# PROBLEM REQUIREMENTS
Make an exact copy of the data below, leaving out every picture.

# GIVEN MATERIAL
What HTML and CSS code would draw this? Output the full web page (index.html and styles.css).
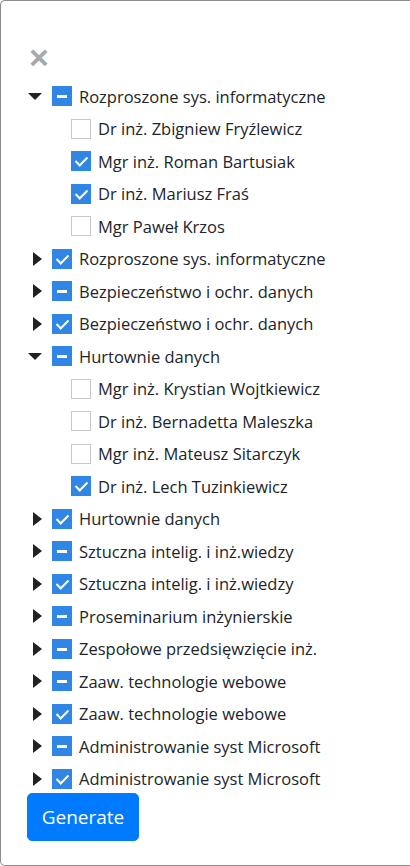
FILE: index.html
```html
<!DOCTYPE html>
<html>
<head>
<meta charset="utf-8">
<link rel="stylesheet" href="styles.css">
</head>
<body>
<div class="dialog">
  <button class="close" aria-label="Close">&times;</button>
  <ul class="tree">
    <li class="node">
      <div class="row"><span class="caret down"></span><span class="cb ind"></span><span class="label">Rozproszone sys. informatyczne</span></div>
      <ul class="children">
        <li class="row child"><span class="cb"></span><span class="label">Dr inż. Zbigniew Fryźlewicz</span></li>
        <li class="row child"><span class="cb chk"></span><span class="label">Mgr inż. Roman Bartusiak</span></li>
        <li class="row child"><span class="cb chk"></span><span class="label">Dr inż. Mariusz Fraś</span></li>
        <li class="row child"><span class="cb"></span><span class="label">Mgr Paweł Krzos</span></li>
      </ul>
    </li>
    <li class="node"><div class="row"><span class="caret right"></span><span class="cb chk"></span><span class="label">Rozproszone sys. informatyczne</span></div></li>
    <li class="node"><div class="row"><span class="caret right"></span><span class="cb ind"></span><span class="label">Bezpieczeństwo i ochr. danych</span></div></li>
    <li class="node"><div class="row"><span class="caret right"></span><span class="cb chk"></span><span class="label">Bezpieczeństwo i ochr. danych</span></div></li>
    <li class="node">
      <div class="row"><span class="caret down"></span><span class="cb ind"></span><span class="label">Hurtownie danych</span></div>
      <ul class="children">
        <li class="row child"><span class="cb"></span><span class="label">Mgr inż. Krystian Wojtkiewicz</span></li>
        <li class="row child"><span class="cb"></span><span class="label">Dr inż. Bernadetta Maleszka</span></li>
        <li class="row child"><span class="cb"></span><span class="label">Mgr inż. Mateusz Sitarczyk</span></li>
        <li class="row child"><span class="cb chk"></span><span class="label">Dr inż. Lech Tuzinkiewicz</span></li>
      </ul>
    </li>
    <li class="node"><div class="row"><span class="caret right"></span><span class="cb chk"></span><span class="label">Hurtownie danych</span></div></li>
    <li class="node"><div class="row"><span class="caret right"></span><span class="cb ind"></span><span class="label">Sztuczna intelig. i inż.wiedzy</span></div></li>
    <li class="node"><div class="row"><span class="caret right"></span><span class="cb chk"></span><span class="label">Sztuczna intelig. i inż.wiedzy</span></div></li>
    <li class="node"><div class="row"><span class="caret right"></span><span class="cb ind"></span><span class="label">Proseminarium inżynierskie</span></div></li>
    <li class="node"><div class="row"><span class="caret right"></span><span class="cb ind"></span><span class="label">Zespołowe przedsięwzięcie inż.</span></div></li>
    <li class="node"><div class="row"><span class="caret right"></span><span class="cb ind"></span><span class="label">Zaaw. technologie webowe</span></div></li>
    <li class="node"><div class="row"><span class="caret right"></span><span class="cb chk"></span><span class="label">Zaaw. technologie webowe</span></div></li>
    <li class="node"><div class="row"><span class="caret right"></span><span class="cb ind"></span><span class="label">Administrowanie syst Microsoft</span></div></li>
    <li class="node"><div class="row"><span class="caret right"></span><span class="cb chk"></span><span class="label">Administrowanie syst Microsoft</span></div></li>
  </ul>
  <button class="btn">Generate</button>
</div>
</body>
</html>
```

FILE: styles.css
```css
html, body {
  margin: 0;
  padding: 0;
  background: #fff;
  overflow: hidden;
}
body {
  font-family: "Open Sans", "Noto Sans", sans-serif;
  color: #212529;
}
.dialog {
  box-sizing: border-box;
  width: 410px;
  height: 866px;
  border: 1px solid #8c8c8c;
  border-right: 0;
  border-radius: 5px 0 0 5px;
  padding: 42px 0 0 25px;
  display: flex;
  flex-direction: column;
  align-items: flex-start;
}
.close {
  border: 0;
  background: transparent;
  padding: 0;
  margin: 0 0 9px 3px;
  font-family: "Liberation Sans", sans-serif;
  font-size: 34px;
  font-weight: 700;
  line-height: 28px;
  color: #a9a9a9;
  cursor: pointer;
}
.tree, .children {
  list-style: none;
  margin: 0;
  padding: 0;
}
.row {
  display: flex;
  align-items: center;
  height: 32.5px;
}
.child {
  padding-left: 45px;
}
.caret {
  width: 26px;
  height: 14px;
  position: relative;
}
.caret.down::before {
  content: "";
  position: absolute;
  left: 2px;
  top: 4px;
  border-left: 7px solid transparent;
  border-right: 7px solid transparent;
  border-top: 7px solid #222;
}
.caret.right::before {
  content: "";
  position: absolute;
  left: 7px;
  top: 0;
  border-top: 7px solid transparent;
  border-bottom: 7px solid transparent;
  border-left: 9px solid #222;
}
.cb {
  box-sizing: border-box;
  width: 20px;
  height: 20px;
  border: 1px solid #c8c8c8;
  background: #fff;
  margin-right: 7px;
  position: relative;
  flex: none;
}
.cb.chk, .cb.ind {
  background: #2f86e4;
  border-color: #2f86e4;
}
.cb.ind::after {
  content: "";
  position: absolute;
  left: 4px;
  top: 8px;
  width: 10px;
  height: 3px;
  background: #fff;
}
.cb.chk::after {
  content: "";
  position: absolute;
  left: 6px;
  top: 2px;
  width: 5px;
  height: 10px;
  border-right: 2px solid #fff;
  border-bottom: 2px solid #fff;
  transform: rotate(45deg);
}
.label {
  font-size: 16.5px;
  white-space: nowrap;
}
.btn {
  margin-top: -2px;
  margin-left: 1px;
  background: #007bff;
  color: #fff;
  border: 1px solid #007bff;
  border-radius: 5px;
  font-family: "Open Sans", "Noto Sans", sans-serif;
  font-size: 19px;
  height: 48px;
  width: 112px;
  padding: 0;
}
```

# THE ANSWER
What HTML and CSS code would draw this? Output the full web page (index.html and styles.css).
FILE: index.html
```html
<!DOCTYPE html>
<html>
<head>
<meta charset="utf-8">
<link rel="stylesheet" href="styles.css">
</head>
<body>
<div class="dialog">
  <button class="close" aria-label="Close">&times;</button>
  <ul class="tree">
    <li class="node">
      <div class="row"><span class="caret down"></span><span class="cb ind"></span><span class="label">Rozproszone sys. informatyczne</span></div>
      <ul class="children">
        <li class="row child"><span class="cb"></span><span class="label">Dr inż. Zbigniew Fryźlewicz</span></li>
        <li class="row child"><span class="cb chk"></span><span class="label">Mgr inż. Roman Bartusiak</span></li>
        <li class="row child"><span class="cb chk"></span><span class="label">Dr inż. Mariusz Fraś</span></li>
        <li class="row child"><span class="cb"></span><span class="label">Mgr Paweł Krzos</span></li>
      </ul>
    </li>
    <li class="node"><div class="row"><span class="caret right"></span><span class="cb chk"></span><span class="label">Rozproszone sys. informatyczne</span></div></li>
    <li class="node"><div class="row"><span class="caret right"></span><span class="cb ind"></span><span class="label">Bezpieczeństwo i ochr. danych</span></div></li>
    <li class="node"><div class="row"><span class="caret right"></span><span class="cb chk"></span><span class="label">Bezpieczeństwo i ochr. danych</span></div></li>
    <li class="node">
      <div class="row"><span class="caret down"></span><span class="cb ind"></span><span class="label">Hurtownie danych</span></div>
      <ul class="children">
        <li class="row child"><span class="cb"></span><span class="label">Mgr inż. Krystian Wojtkiewicz</span></li>
        <li class="row child"><span class="cb"></span><span class="label">Dr inż. Bernadetta Maleszka</span></li>
        <li class="row child"><span class="cb"></span><span class="label">Mgr inż. Mateusz Sitarczyk</span></li>
        <li class="row child"><span class="cb chk"></span><span class="label">Dr inż. Lech Tuzinkiewicz</span></li>
      </ul>
    </li>
    <li class="node"><div class="row"><span class="caret right"></span><span class="cb chk"></span><span class="label">Hurtownie danych</span></div></li>
    <li class="node"><div class="row"><span class="caret right"></span><span class="cb ind"></span><span class="label">Sztuczna intelig. i inż.wiedzy</span></div></li>
    <li class="node"><div class="row"><span class="caret right"></span><span class="cb chk"></span><span class="label">Sztuczna intelig. i inż.wiedzy</span></div></li>
    <li class="node"><div class="row"><span class="caret right"></span><span class="cb ind"></span><span class="label">Proseminarium inżynierskie</span></div></li>
    <li class="node"><div class="row"><span class="caret right"></span><span class="cb ind"></span><span class="label">Zespołowe przedsięwzięcie inż.</span></div></li>
    <li class="node"><div class="row"><span class="caret right"></span><span class="cb ind"></span><span class="label">Zaaw. technologie webowe</span></div></li>
    <li class="node"><div class="row"><span class="caret right"></span><span class="cb chk"></span><span class="label">Zaaw. technologie webowe</span></div></li>
    <li class="node"><div class="row"><span class="caret right"></span><span class="cb ind"></span><span class="label">Administrowanie syst Microsoft</span></div></li>
    <li class="node"><div class="row"><span class="caret right"></span><span class="cb chk"></span><span class="label">Administrowanie syst Microsoft</span></div></li>
  </ul>
  <button class="btn">Generate</button>
</div>
</body>
</html>
```

FILE: styles.css
```css
html, body {
  margin: 0;
  padding: 0;
  background: #fff;
  overflow: hidden;
}
body {
  font-family: "Open Sans", "Noto Sans", sans-serif;
  color: #212529;
}
.dialog {
  box-sizing: border-box;
  width: 410px;
  height: 866px;
  border: 1px solid #8c8c8c;
  border-right: 0;
  border-radius: 5px 0 0 5px;
  padding: 42px 0 0 25px;
  display: flex;
  flex-direction: column;
  align-items: flex-start;
}
.close {
  border: 0;
  background: transparent;
  padding: 0;
  margin: 0 0 9px 3px;
  font-family: "Liberation Sans", sans-serif;
  font-size: 34px;
  font-weight: 700;
  line-height: 28px;
  color: #a9a9a9;
  cursor: pointer;
}
.tree, .children {
  list-style: none;
  margin: 0;
  padding: 0;
}
.row {
  display: flex;
  align-items: center;
  height: 32.5px;
}
.child {
  padding-left: 45px;
}
.caret {
  width: 26px;
  height: 14px;
  position: relative;
}
.caret.down::before {
  content: "";
  position: absolute;
  left: 2px;
  top: 4px;
  border-left: 7px solid transparent;
  border-right: 7px solid transparent;
  border-top: 7px solid #222;
}
.caret.right::before {
  content: "";
  position: absolute;
  left: 7px;
  top: 0;
  border-top: 7px solid transparent;
  border-bottom: 7px solid transparent;
  border-left: 9px solid #222;
}
.cb {
  box-sizing: border-box;
  width: 20px;
  height: 20px;
  border: 1px solid #c8c8c8;
  background: #fff;
  margin-right: 7px;
  position: relative;
  flex: none;
}
.cb.chk, .cb.ind {
  background: #2f86e4;
  border-color: #2f86e4;
}
.cb.ind::after {
  content: "";
  position: absolute;
  left: 4px;
  top: 8px;
  width: 10px;
  height: 3px;
  background: #fff;
}
.cb.chk::after {
  content: "";
  position: absolute;
  left: 6px;
  top: 2px;
  width: 5px;
  height: 10px;
  border-right: 2px solid #fff;
  border-bottom: 2px solid #fff;
  transform: rotate(45deg);
}
.label {
  font-size: 16.5px;
  white-space: nowrap;
}
.btn {
  margin-top: -2px;
  margin-left: 1px;
  background: #007bff;
  color: #fff;
  border: 1px solid #007bff;
  border-radius: 5px;
  font-family: "Open Sans", "Noto Sans", sans-serif;
  font-size: 19px;
  height: 48px;
  width: 112px;
  padding: 0;
}
```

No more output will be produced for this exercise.